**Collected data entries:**
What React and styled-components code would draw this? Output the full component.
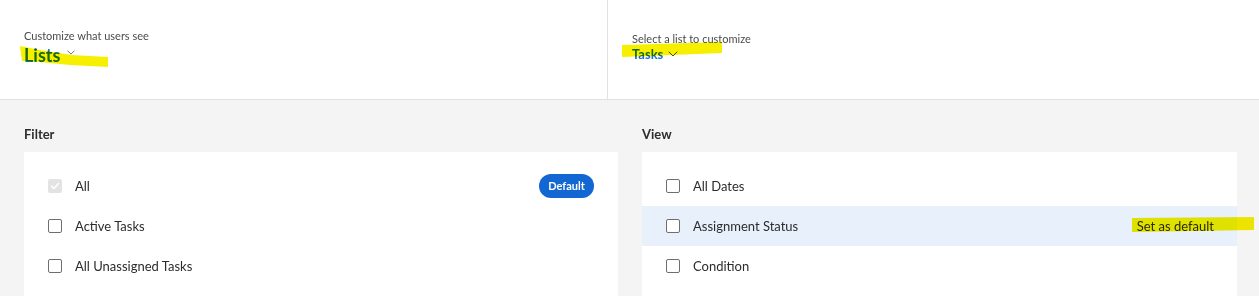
import React from "react";
import styled, { createGlobalStyle } from "styled-components";

const Global = createGlobalStyle`
  html, body { margin: 0; padding: 0; background: #f4f4f4; overflow: hidden; }
  body { font-family: Lato, "Noto Sans", sans-serif; color: #2c2c2c; }
  * { box-sizing: border-box; }
`;

const Page = styled.div`
  position: relative;
  height: 100vh;
  overflow: hidden;
  background: #f4f4f4;
`;

const Header = styled.header`
  display: flex;
  height: 100px;
  background: #fff;
  border-bottom: 1px solid #e1e1e1;
`;

const HeaderSection = styled.div`
  display: flex;
  flex-direction: column;
  width: ${(p) => p.$width || "auto"};
  flex: ${(p) => (p.$width ? "none" : "1")};
  padding: ${(p) => p.$pad};
  border-right: ${(p) => (p.$divider ? "1px solid #e1e1e1" : "none")};
`;

const Label = styled.div`
  font-size: 11px;
  line-height: 14px;
  color: #4b4b4b;
`;

const Picker = styled.div`
  display: flex;
  align-items: center;
  gap: ${(p) => (p.$big ? "7px" : "5px")};
  color: #1a6fd6;
  font-weight: 700;
  font-size: ${(p) => (p.$big ? "18px" : "13px")};
  line-height: ${(p) => (p.$big ? "20px" : "16px")};
  margin-top: ${(p) => (p.$big ? "2px" : "0")};
`;

const Chevron = ({ big }) => (
  <svg width={big ? 8 : 10} height={big ? 5 : 6} viewBox="0 0 10 6" fill="none" style={{ marginTop: big ? -6 : 0 }}>
    <path d="M1 1l4 4 4-4" stroke="#4b4b4b" strokeWidth="1" strokeLinecap="round" strokeLinejoin="round" />
  </svg>
);

const Main = styled.main`
  display: grid;
  grid-template-columns: 594px 595px;
  column-gap: 24px;
  padding: 0 22px 0 24px;
`;

const Column = styled.section`
  display: flex;
  flex-direction: column;
`;

const ColumnTitle = styled.h2`
  margin: 0;
  padding-top: 26px;
  margin-bottom: 10px;
  font-size: 13px;
  line-height: 16px;
  font-weight: 700;
  color: #2c2c2c;
`;

const Card = styled.div`
  background: #fff;
  padding: 14px 0 40px;
  min-height: 200px;
`;

const Row = styled.div`
  display: flex;
  align-items: center;
  justify-content: space-between;
  height: 40px;
  padding: 0 24px 1px;
  background: ${(p) => (p.$active ? "#e7f0fb" : "#fff")};
`;

const RowMain = styled.div`
  display: flex;
  align-items: center;
  gap: 13px;
  font-size: 13px;
  color: #2c2c2c;
`;

const Box = styled.span`
  display: inline-flex;
  align-items: center;
  justify-content: center;
  width: 14px;
  height: 14px;
  border-radius: 2px;
  border: ${(p) => (p.$disabled ? "none" : "1.5px solid #6e6e6e")};
  background: ${(p) => (p.$disabled ? "#e3e3e3" : "#fff")};
`;

const Pill = styled.span`
  display: inline-flex;
  align-items: center;
  justify-content: center;
  width: 55px;
  height: 24px;
  border-radius: 12px;
  background: #1267d3;
  color: #fff;
  font-size: 11px;
  font-weight: 700;
`;

const RowAction = styled.span`
  font-size: 13px;
  color: #2c2c2c;
  margin-right: -1px;
`;

const Marks = styled.svg`
  position: absolute;
  left: 0;
  top: 0;
  width: 1259px;
  height: 296px;
  pointer-events: none;
  mix-blend-mode: multiply;
`;

const Checkbox = ({ disabled }) => (
  <Box $disabled={disabled}>
    {disabled && (
      <svg width="10" height="8" viewBox="0 0 10 8" fill="none">
        <path d="M1.5 4l2.5 2.5 4.5-5" stroke="#fff" strokeWidth="1.6" strokeLinecap="round" strokeLinejoin="round" />
      </svg>
    )}
  </Box>
);

const filters = [
  { label: "All", disabled: true, isDefault: true },
  { label: "Active Tasks" },
  { label: "All Unassigned Tasks" },
];

const views = [
  { label: "All Dates" },
  { label: "Assignment Status", active: true },
  { label: "Condition" },
];

export default function App() {
  return (
    <Page>
      <Global />
      <Header>
        <HeaderSection $width="608px" $divider $pad="29px 24px 0 24px">
          <Label>Customize what users see</Label>
          <Picker $big>
            Lists <Chevron big />
          </Picker>
        </HeaderSection>
        <HeaderSection $pad="32px 24px 0 24px">
          <Label>Select a list to customize</Label>
          <Picker>
            Tasks <Chevron />
          </Picker>
        </HeaderSection>
      </Header>
      <Main>
        <Column>
          <ColumnTitle>Filter</ColumnTitle>
          <Card>
            {filters.map((f) => (
              <Row key={f.label}>
                <RowMain>
                  <Checkbox disabled={f.disabled} />
                  {f.label}
                </RowMain>
                {f.isDefault && <Pill>Default</Pill>}
              </Row>
            ))}
          </Card>
        </Column>
        <Column>
          <ColumnTitle>View</ColumnTitle>
          <Card>
            {views.map((v) => (
              <Row key={v.label} $active={v.active}>
                <RowMain>
                  <Checkbox />
                  {v.label}
                </RowMain>
                {v.active && <RowAction>Set as default</RowAction>}
              </Row>
            ))}
          </Card>
        </Column>
      </Main>
      <Marks viewBox="0 0 1259 296">
        <polygon points="20,46 40,50 72,55 108,57 108,67 70,65 40,62 22,61" fill="#f7ef00" />
        <polygon points="622,45 722,42 722,53 622,57" fill="#f7ef00" />
        <polygon points="1132,218 1254,217 1254,230 1132,232" fill="#f7ef00" />
      </Marks>
    </Page>
  );
}
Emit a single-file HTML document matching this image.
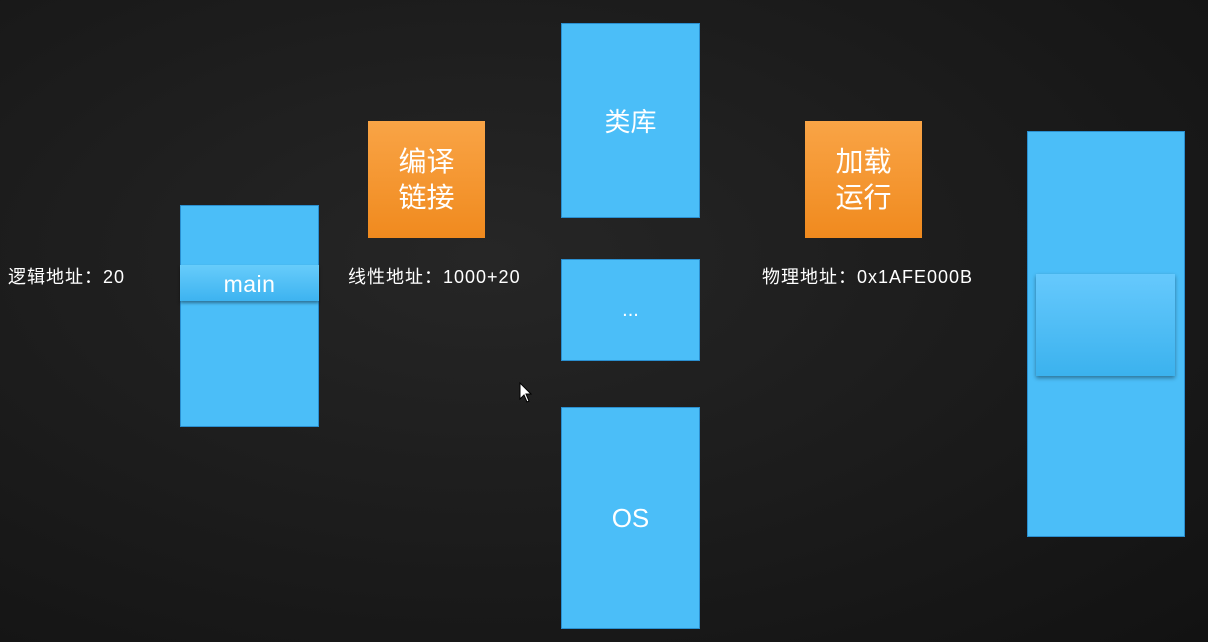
<!DOCTYPE html>
<html><head><meta charset="utf-8"><style>
body{margin:0;width:1208px;height:642px;overflow:hidden;background:#1c1c1c;position:relative;font-family:"Liberation Sans","Noto Sans CJK SC",sans-serif;color:#fff}
.b{position:absolute;background:#4bbef8;border:1px solid #2a8fd0;box-sizing:border-box}
.o{position:absolute;background:linear-gradient(#f9a446,#f08a1e);color:#fff;font-size:28px;line-height:36px;text-align:center;display:flex;align-items:center;justify-content:center}
.t{position:absolute;font-size:18px;white-space:nowrap;letter-spacing:1px}
.c{display:flex;align-items:center;justify-content:center;font-size:26px}
</style></head><body>
<div style="position:absolute;inset:0;background:radial-gradient(ellipse at 40% 40%,#262626,#121212)"></div>
<div class="t" style="left:8px;top:263px">逻辑地址：20</div>
<div class="b" style="left:180px;top:205px;width:139px;height:222px"></div>
<div style="position:absolute;left:180px;top:265px;width:139px;height:36px;background:linear-gradient(#67ccfb,#3db3f0);box-shadow:0 2px 3px rgba(0,0,0,.4);font-size:23px;text-align:center;line-height:38px;letter-spacing:0.5px">main</div>
<div class="o" style="left:368px;top:121px;width:117px;height:117px">编译<br>链接</div>
<div class="t" style="left:348px;top:263px">线性地址：1000+20</div>
<div class="b c" style="left:561px;top:23px;width:139px;height:195px">类库</div>
<div class="b c" style="left:561px;top:259px;width:139px;height:102px;font-size:20px">...</div>
<div class="b c" style="left:561px;top:407px;width:139px;height:222px">OS</div>
<div class="o" style="left:805px;top:121px;width:117px;height:117px">加载<br>运行</div>
<div class="t" style="left:762px;top:263px">物理地址：0x1AFE000B</div>
<div class="b" style="left:1027px;top:131px;width:158px;height:406px"></div>
<div style="position:absolute;left:1036px;top:274px;width:139px;height:102px;background:linear-gradient(#66c9fd,#3bb2ee);box-shadow:0 2px 4px rgba(0,0,0,.4)"></div>
<svg style="position:absolute;left:519px;top:382px" width="14" height="22"><path d="M1 1 L1 17 L5 13 L8 20 L10 19 L7 12 L12 12 Z" fill="#fff" stroke="#000" stroke-width="1"/></svg>
</body></html>
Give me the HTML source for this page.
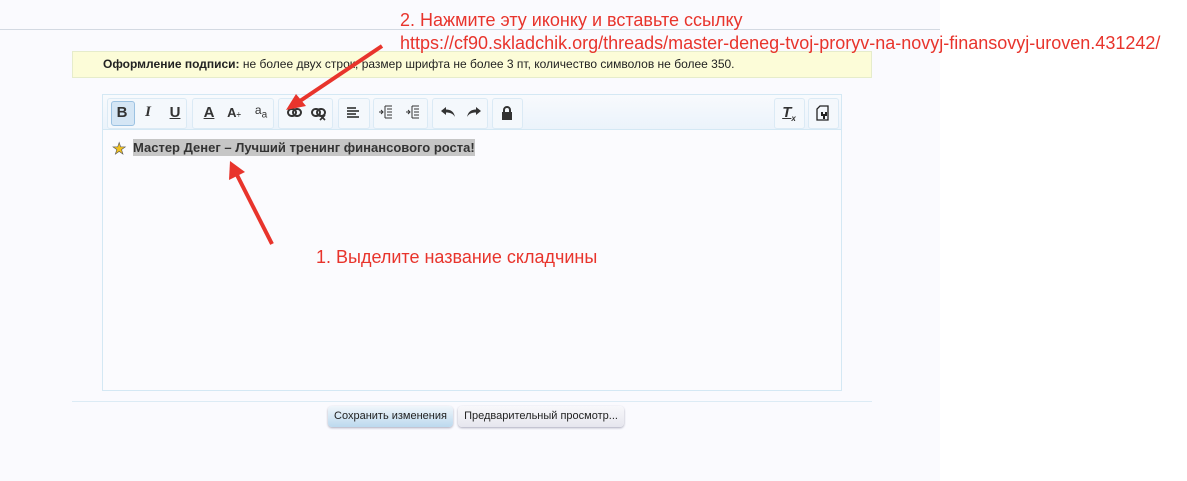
<!DOCTYPE html>
<html><head><meta charset="utf-8"><style>
body{margin:0;width:1187px;height:481px;background:#fff;font-family:"Liberation Sans",sans-serif;position:relative;overflow:hidden}
.bg{position:absolute;left:0;top:0;width:940px;height:481px;background:#fafafe}
.hr{position:absolute;left:0;top:29px;width:940px;height:1px;background:#d3d9e2}
.note{position:absolute;left:72px;top:51px;width:798px;height:25px;background:#fcfcd8;border:1px solid #e6eccb;font-size:12px;line-height:25px;color:#222}
.note b{margin-left:30px}
.ed{position:absolute;left:102px;top:94px;width:738px;height:295px;border:1px solid #d4e8f4;background:#fbfbfe}
.tb{height:34px;border-bottom:1px solid #d4e8f4;background:linear-gradient(#f8fafd,#ebf3fb)}
.g{position:absolute;top:3px;height:29px;border:1px solid #dbeaf5;border-radius:3px;background:#f4f8fc}
.i{position:absolute;font-size:15px;font-weight:bold;color:#333;width:22px;text-align:center}
.txt{position:absolute;left:30px;top:44px;font-size:13px;font-weight:bold;color:#333;background:#c6c6c6;line-height:17px}
.star{position:absolute;left:9px;top:44px;color:#f0c020;font-size:16px;-webkit-text-stroke:0.6px #555}
.red{position:absolute;color:#e8342c;font-size:18px}
.sep{position:absolute;left:72px;top:401px;width:800px;height:1px;background:#dcebf5}
.btn{position:absolute;top:406px;height:21px;border-radius:4px;font-size:11px;line-height:21px;text-align:center;color:#222;box-shadow:0 1px 2px #aab}
</style></head><body>
<div class="bg"></div><div class="hr"></div>
<div class="note"><b>Оформление подписи:</b> не более двух строк, размер шрифта не более 3 пт, количество символов не более 350.</div>
<div class="ed"><div class="tb">
<div class="g" style="left:4px;width:78px"></div>
<div class="g" style="left:89px;width:80px"></div>
<div class="g" style="left:175px;width:53px"></div>
<div class="g" style="left:235px;width:30px"></div>
<div class="g" style="left:270px;width:53px"></div>
<div class="g" style="left:329px;width:54px"></div>
<div class="g" style="left:389px;width:29px"></div>
<div class="g" style="left:671px;width:29px"></div>
<div class="g" style="left:705px;width:29px"></div>
<div style="position:absolute;left:8px;top:6px;width:22px;height:23px;background:#d5e6f5;border:1px solid #9cc2e2;border-radius:3px"></div>
<div class="i" style="left:8px;top:9px">B</div>
<div class="i" style="left:34px;top:9px;font-style:italic;font-family:'Liberation Serif',serif">I</div>
<div class="i" style="left:61px;top:9px;text-decoration:underline">U</div>
<div class="i" style="left:95px;top:9px;text-decoration:underline">A</div>
<div class="i" style="left:120px;top:10px;font-size:13px">A<span style="font-size:8px">÷</span></div>
<div class="i" style="left:147px;top:8px;font-size:12px;font-weight:normal">a<sub>a</sub></div>
<svg style="position:absolute;left:184px;top:13px" width="16" height="10"><rect x="1" y="1" width="8" height="7" rx="3.5" fill="none" stroke="#333" stroke-width="2"/><rect x="6" y="1" width="8" height="7" rx="3.5" fill="none" stroke="#333" stroke-width="2"/></svg>
<svg style="position:absolute;left:208px;top:13px" width="16" height="13"><rect x="1" y="1" width="8" height="7" rx="3.5" fill="none" stroke="#333" stroke-width="2"/><rect x="6" y="1" width="8" height="7" rx="3.5" fill="none" stroke="#333" stroke-width="2"/><path d="M9 7l5 5M14 7l-5 5" stroke="#333" stroke-width="1.6"/></svg>
<svg style="position:absolute;left:244px;top:12px" width="12" height="11"><path d="M0 1h9M0 4h12M0 7h9M0 10h12" stroke="#222" stroke-width="1.6"/></svg>
<svg style="position:absolute;left:276px;top:10px" width="14" height="14"><path d="M6 1h7M8 4h5M8 7h5M8 10h5M6 13h7M6 1v12" stroke="#333" stroke-width="1"/><path d="M0 7h4M2 5l2 2-2 2" stroke="#333" fill="none"/></svg>
<svg style="position:absolute;left:303px;top:10px" width="14" height="14"><path d="M6 1h7M8 4h5M8 7h5M8 10h5M6 13h7M6 1v12" stroke="#333" stroke-width="1"/><path d="M0 7h4M2 5l2 2-2 2" stroke="#333" fill="none"/></svg>
<svg style="position:absolute;left:338px;top:11px" width="14" height="12"><path d="M5 1L0 5l5 4V6.5c4 0 7 1 9 4.5-1-5-4-7.5-9-7.5z" fill="#333"/></svg>
<svg style="position:absolute;left:364px;top:11px" width="14" height="12"><path d="M9 1l5 4-5 4V6.5c-4 0-7 1-9 4.5 1-5 4-7.5 9-7.5z" fill="#333"/></svg>
<svg style="position:absolute;left:398px;top:11px" width="12" height="14"><rect x="1" y="6" width="10" height="8" fill="#333"/><path d="M3 6V4a3 3 0 0 1 6 0v2" stroke="#333" stroke-width="2" fill="none"/></svg>
<div class="i" style="left:675px;top:9px;font-style:italic;text-decoration:underline">T<sub style="font-size:8px">x</sub></div>
<svg style="position:absolute;left:713px;top:10px" width="14" height="16"><path d="M4 1h8v14H1V4z" fill="none" stroke="#222" stroke-width="1.3"/><path d="M6 7v3h4V7M8 10v4" stroke="#222" stroke-width="2" fill="none"/></svg>
</div>
<div class="star">★</div>
<div class="txt">Мастер Денег – Лучший тренинг финансового роста!</div>
</div>
<div class="sep"></div>
<div class="btn" style="left:328px;width:125px;background:linear-gradient(#f0f6fb,#bcd9ee)">Сохранить изменения</div>
<div class="btn" style="left:458px;width:166px;background:linear-gradient(#f8f8fb,#e6e6ee)">Предварительный просмотр...</div>
<div class="red" style="left:400px;top:10px">2. Нажмите эту иконку и вставьте ссылку</div>
<div class="red" style="left:400px;top:33px">https://cf90.skladchik.org/threads/master-deneg-tvoj-proryv-na-novyj-finansovyj-uroven.431242/</div>
<div class="red" style="left:316px;top:247px">1. Выделите название складчины</div>
<svg style="position:absolute;left:0;top:0" width="1187" height="481">
<line x1="382" y1="46" x2="300" y2="101" stroke="#e8342c" stroke-width="4"/>
<polygon points="286,110 296,94 306,106" fill="#e8342c"/>
<line x1="272" y1="244" x2="237" y2="175" stroke="#e8342c" stroke-width="4"/>
<polygon points="230,161 229,180 245,172" fill="#e8342c"/>
</svg>
</body></html>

**EXERCISE DIRECTIONS:** Find the string "components" in the listing and return every line that holds it.

**REPLY TO THE EXERCISE:**
What React and styled-components code would draw this? Output the full component.
import styled, { createGlobalStyle } from "styled-components";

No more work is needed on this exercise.